The BIRD was developed by the ESCB and the banking industry. Its documentation is freely available to all interested parties, who can decide whether or not to participate in the initiative.

BIRD – Making reporting better

Helping banks produce statistical and supervisory reports

What is the BIRD?

What can banks expect?

The BIRD provides a precise description of the data that banks should extract from their internal systems to generate reports. It also sets out clear rules for transforming these data so that they comply with reporting requirements. The aim is to alleviate banks’ reporting burden and improve the quality of data reported to authorities.

How is the BIRD governed?

BIRD activities are carried out by an Expert Group comprising various national central banks and commercial banks. The group’s work is coordinated by the ECB.

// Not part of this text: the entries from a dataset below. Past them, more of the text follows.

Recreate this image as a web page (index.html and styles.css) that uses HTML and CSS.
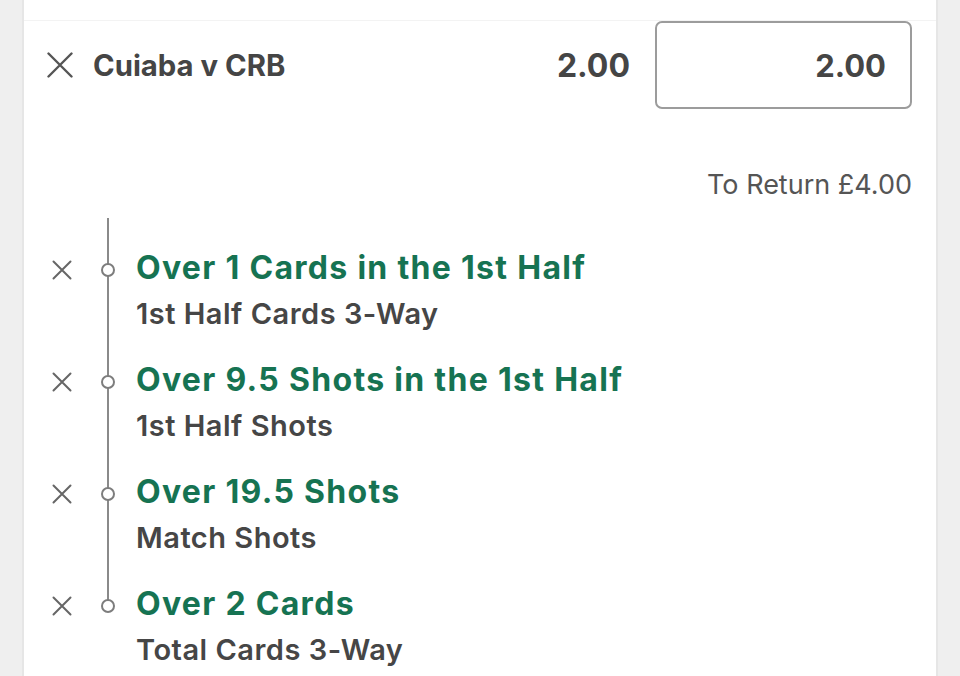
FILE: index.html
```html
<!DOCTYPE html>
<html lang="en">
<head>
<meta charset="utf-8">
<title>Bet slip</title>
<link rel="stylesheet" href="styles.css">
</head>
<body>
<div class="page">
  <div class="gutter gutter-left"></div>
  <main class="card">
    <div class="top-band"></div>
    <div class="selection">
      <button class="remove remove-lg" aria-label="Remove">
        <svg width="26" height="26" viewBox="0 0 26 26"><path d="M1.5 1.5 L24.5 24.5 M24.5 1.5 L1.5 24.5" stroke="#555" stroke-width="2.4" stroke-linecap="round" fill="none"/></svg>
      </button>
      <div class="match">Cuiaba v CRB</div>
      <div class="odds">2.00</div>
      <div class="stake">2.00</div>
    </div>
    <div class="return">To Return £4.00</div>
    <ul class="legs">
      <li class="leg">
        <span class="remove remove-sm"><svg width="20" height="20" viewBox="0 0 20 20"><path d="M1.5 1.5 L18.5 18.5 M18.5 1.5 L1.5 18.5" stroke="#666" stroke-width="2" stroke-linecap="round" fill="none"/></svg></span>
        <span class="track"><span class="node"></span></span>
        <div class="leg-text">
          <div class="leg-title">Over 1 Cards in the 1st Half</div>
          <div class="leg-market">1st Half Cards 3-Way</div>
        </div>
      </li>
      <li class="leg">
        <span class="remove remove-sm"><svg width="20" height="20" viewBox="0 0 20 20"><path d="M1.5 1.5 L18.5 18.5 M18.5 1.5 L1.5 18.5" stroke="#666" stroke-width="2" stroke-linecap="round" fill="none"/></svg></span>
        <span class="track"><span class="node"></span></span>
        <div class="leg-text">
          <div class="leg-title">Over 9.5 Shots in the 1st Half</div>
          <div class="leg-market">1st Half Shots</div>
        </div>
      </li>
      <li class="leg">
        <span class="remove remove-sm"><svg width="20" height="20" viewBox="0 0 20 20"><path d="M1.5 1.5 L18.5 18.5 M18.5 1.5 L1.5 18.5" stroke="#666" stroke-width="2" stroke-linecap="round" fill="none"/></svg></span>
        <span class="track"><span class="node"></span></span>
        <div class="leg-text">
          <div class="leg-title">Over 19.5 Shots</div>
          <div class="leg-market">Match Shots</div>
        </div>
      </li>
      <li class="leg leg-last">
        <span class="remove remove-sm"><svg width="20" height="20" viewBox="0 0 20 20"><path d="M1.5 1.5 L18.5 18.5 M18.5 1.5 L1.5 18.5" stroke="#666" stroke-width="2" stroke-linecap="round" fill="none"/></svg></span>
        <span class="track"><span class="node"></span></span>
        <div class="leg-text">
          <div class="leg-title">Over 2 Cards</div>
          <div class="leg-market">Total Cards 3-Way</div>
        </div>
      </li>
    </ul>
  </main>
  <div class="gutter gutter-right"></div>
</div>
</body>
</html>
```
FILE: styles.css
```css
* { box-sizing: border-box; }
html, body {
  margin: 0;
  padding: 0;
  height: 676px;
  overflow: hidden;
  background: #efefef;
  font-family: Inter, "Noto Sans", "Liberation Sans", sans-serif;
  color: #464646;
}
.page {
  display: flex;
  height: 676px;
}
.gutter {
  width: 24px;
  flex: none;
  background: #efefef;
}
.gutter-left { border-right: 2px solid #e6e6e6; }
.gutter-right { border-left: 2px solid #e6e6e6; }
.card {
  flex: 1;
  background: #fff;
  display: flex;
  flex-direction: column;
}
.top-band {
  height: 21px;
  border-bottom: 1px solid #f3f3f3;
  flex: none;
}
.selection {
  display: flex;
  align-items: center;
  padding: 0 24px 0 23px;
  height: 88px;
}
.remove {
  display: flex;
  align-items: center;
  justify-content: center;
  border: 0;
  background: none;
  padding: 0;
}
.remove-lg {
  width: 26px;
  height: 26px;
}
.match {
  margin-left: 20px;
  font-size: 29.3px;
  font-weight: 700;
  color: #454545;
}
.odds {
  margin-left: auto;
  font-size: 32px;
  font-weight: 700;
  color: #454545;
}
.stake {
  margin-left: 25px;
  width: 257px;
  height: 88px;
  border: 2px solid #9c9c9c;
  border-radius: 7px;
  display: flex;
  align-items: center;
  justify-content: flex-end;
  padding-right: 24px;
  font-size: 31px;
  font-weight: 700;
  color: #454545;
}
.return {
  text-align: right;
  padding-right: 24px;
  margin-top: 63px;
  font-size: 27px;
  line-height: 26px;
  color: #555;
}
.legs {
  list-style: none;
  margin: 20px 0 0 0;
  padding: 0 0 0 28px;
}
.leg {
  display: grid;
  grid-template-columns: 20px 24px 24px 1fr;
  height: 112px;
}
.leg .remove-sm {
  grid-column: 1;
  align-self: start;
  margin-top: 42px;
  width: 20px;
  height: 20px;
}
.track {
  grid-column: 3;
  display: flex;
  justify-content: center;
  align-items: flex-start;
  background: linear-gradient(#8a8a8a, #8a8a8a) center top / 2px 100% no-repeat;
}
.leg-last .track {
  background-size: 2px 46px;
}
.node {
  margin-top: 45px;
  width: 14px;
  height: 14px;
  border-radius: 50%;
  border: 2px solid #7d7d7d;
  background: #fff;
}
.leg-text {
  grid-column: 4;
  padding-left: 16px;
  padding-top: 32px;
  white-space: nowrap;
}
.leg-title {
  font-size: 32px;
  line-height: 36px;
  font-weight: 700;
  color: #167352;
  letter-spacing: 1.3px;
}
.leg-market {
  margin-top: 12px;
  font-size: 29px;
  line-height: 32px;
  font-weight: 600;
  color: #464646;
  letter-spacing: 0.5px;
}
```
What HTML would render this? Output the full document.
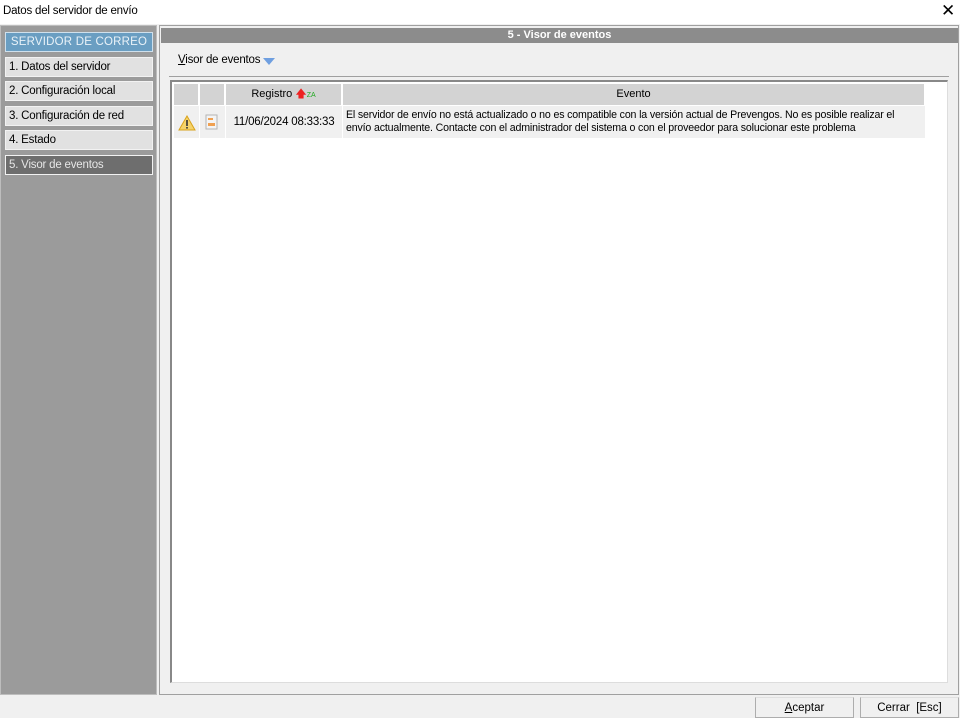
<!DOCTYPE html>
<html><head><meta charset="utf-8"><style>
*{margin:0;padding:0;box-sizing:border-box}
body{width:960px;height:718px;background:#f0f0f0;font-family:"Liberation Sans",sans-serif;font-size:11px;color:#000;position:relative;overflow:hidden}
.abs{position:absolute;white-space:nowrap}
.title{left:0;top:0;width:960px;height:24px;background:#fff}
.side{left:0;top:25px;width:157px;height:670px;background:#9b9b9b;border:1px solid #bdbdbd}
.item{position:absolute;left:4px;width:148px;height:20px;background:#e1e1e1;border:1px solid #f2f2f2;padding-left:3px;line-height:18px;font-size:11.5px;white-space:nowrap;letter-spacing:-0.2px}
.main{left:159px;top:25px;width:800px;height:670px;background:#f0f0f0;border:1px solid #a0a0a0}
.hdr{left:161px;top:28px;width:797px;height:15px;background:#8c8c8c;color:#fff;font-weight:bold;text-align:center;font-size:11px;line-height:15px}
.grid{left:170px;top:80px;width:778px;height:603px;background:#fff;border-left:2px solid #888;border-top:2px solid #888;border-right:1px solid #ddd;border-bottom:1px solid #ddd}
.th{position:absolute;top:2px;height:21px;background:#d3d3d3;border-right:1px solid #fff;text-align:center;line-height:21px;white-space:nowrap}
.td{position:absolute;top:24px;height:32px;background:#f0f0f0}
.btn{position:absolute;top:697px;height:21px;background:#f0f0f0;border:1px solid #adadad;border-top-color:#e0e0e0;text-align:center;line-height:20px;font-size:11.5px}
</style></head><body>
<div class="abs title"><span style="position:absolute;left:3px;top:5px;font-size:11.5px;letter-spacing:-0.2px">Datos del servidor de envío</span><span style="position:absolute;left:941px;top:1px;font-size:17px">✕</span></div>
<div class="abs side">
<div class="item" style="top:6px;background:#6a9ec2;color:#e9f2f8;text-align:center;border-color:#cfe0ec;padding:0;letter-spacing:0.2px">SERVIDOR DE CORREO</div>
<div class="item" style="top:31px">1. Datos del servidor</div>
<div class="item" style="top:55px">2. Configuración local</div>
<div class="item" style="top:80px">3. Configuración de red</div>
<div class="item" style="top:104px">4. Estado</div>
<div class="item" style="top:129px;background:#6e6e6e;color:#e6e6e6">5. Visor de eventos</div>
</div>
<div class="abs main"></div>
<div class="abs hdr">5 - Visor de eventos</div>
<div class="abs" style="left:178px;top:54px;font-size:11.5px;letter-spacing:-0.2px"><u>V</u>isor de eventos</div>
<div class="abs" style="left:263px;top:58px;width:0;height:0;border-left:6px solid transparent;border-right:6px solid transparent;border-top:7px solid #6f9fe0"></div>
<div class="abs" style="left:169px;top:76px;width:780px;height:1px;background:#a0a0a0"></div>
<div class="abs grid">
<div class="th" style="left:2px;width:25px"></div>
<div class="th" style="left:28px;width:25px"></div>
<div class="th" style="left:54px;width:116px">Registro <span style="color:#e22;font-size:11px">🡅</span><span style="color:#2a2;font-size:7px">ZA</span></div>
<div class="th" style="left:171px;width:582px">Evento</div>
<div class="td" style="left:2px;width:25px"><svg width="18" height="16" style="position:absolute;left:4px;top:9px"><path d="M9 1L17 15H1Z" fill="#f5d36a" stroke="#d9a21a"/><rect x="8.2" y="5" width="1.6" height="6" fill="#333"/><rect x="8.2" y="12" width="1.6" height="1.6" fill="#333"/></svg></div>
<div class="td" style="left:28px;width:25px"><svg width="14" height="16" style="position:absolute;left:5px;top:8px"><rect x="1" y="1" width="11" height="14" fill="#f4f4f4" stroke="#b5b5b5"/><rect x="3" y="4" width="5" height="2" fill="#f0a050"/><rect x="3" y="9" width="7" height="3" fill="#f0a050"/></svg></div>
<div class="td" style="left:54px;width:116px;text-align:center;line-height:32px;font-size:11.5px;letter-spacing:-0.2px">11/06/2024 08:33:33</div>
<div class="td" style="left:171px;width:582px;padding:3px 0 0 3px;line-height:13px;font-size:10.6px;letter-spacing:-0.15px">El servidor de envío no está actualizado o no es compatible con la versión actual de Prevengos. No es posible realizar el<br>envío actualmente. Contacte con el administrador del sistema o con el proveedor para solucionar este problema</div>
</div>
<div class="btn" style="left:755px;width:99px"><u>A</u>ceptar</div>
<div class="btn" style="left:860px;width:99px">Cerrar &nbsp;[Esc]</div>
</body></html>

These experts analyse reporting requirements for banks and determine the data and related transformation rules needed for these requirements to be met. This work would otherwise need to be completed by each individual reporting bank. This helps ensure that the data banks report to authorities are comparable, consistent and compliant with the requirements.

In addition, the BIRD Steering Group discusses and decides at least once a year on a roadmap for the next two years. This reflects new areas to be covered and important projects to be rolled out, such as data modelling or improving the BIRD’s usability. The Steering Group is composed of senior representatives from participating institutions.

How can the BIRD benefit from the IReF?

The BIRD is designed to generate outputs that are compliant with the requirements of European legal acts. However, national central banks may collect the necessary statistical information as part of their national statistical reporting frameworks. As these frameworks vary across countries, major country-specific adjustments would currently be required to implement the BIRD at the national level.

The IReF will support the BIRD by establishing a common collection layer for statistical data from banks across euro area countries. Reporting agents will thus be able to directly use the BIRD for statistical reporting without national adjustments.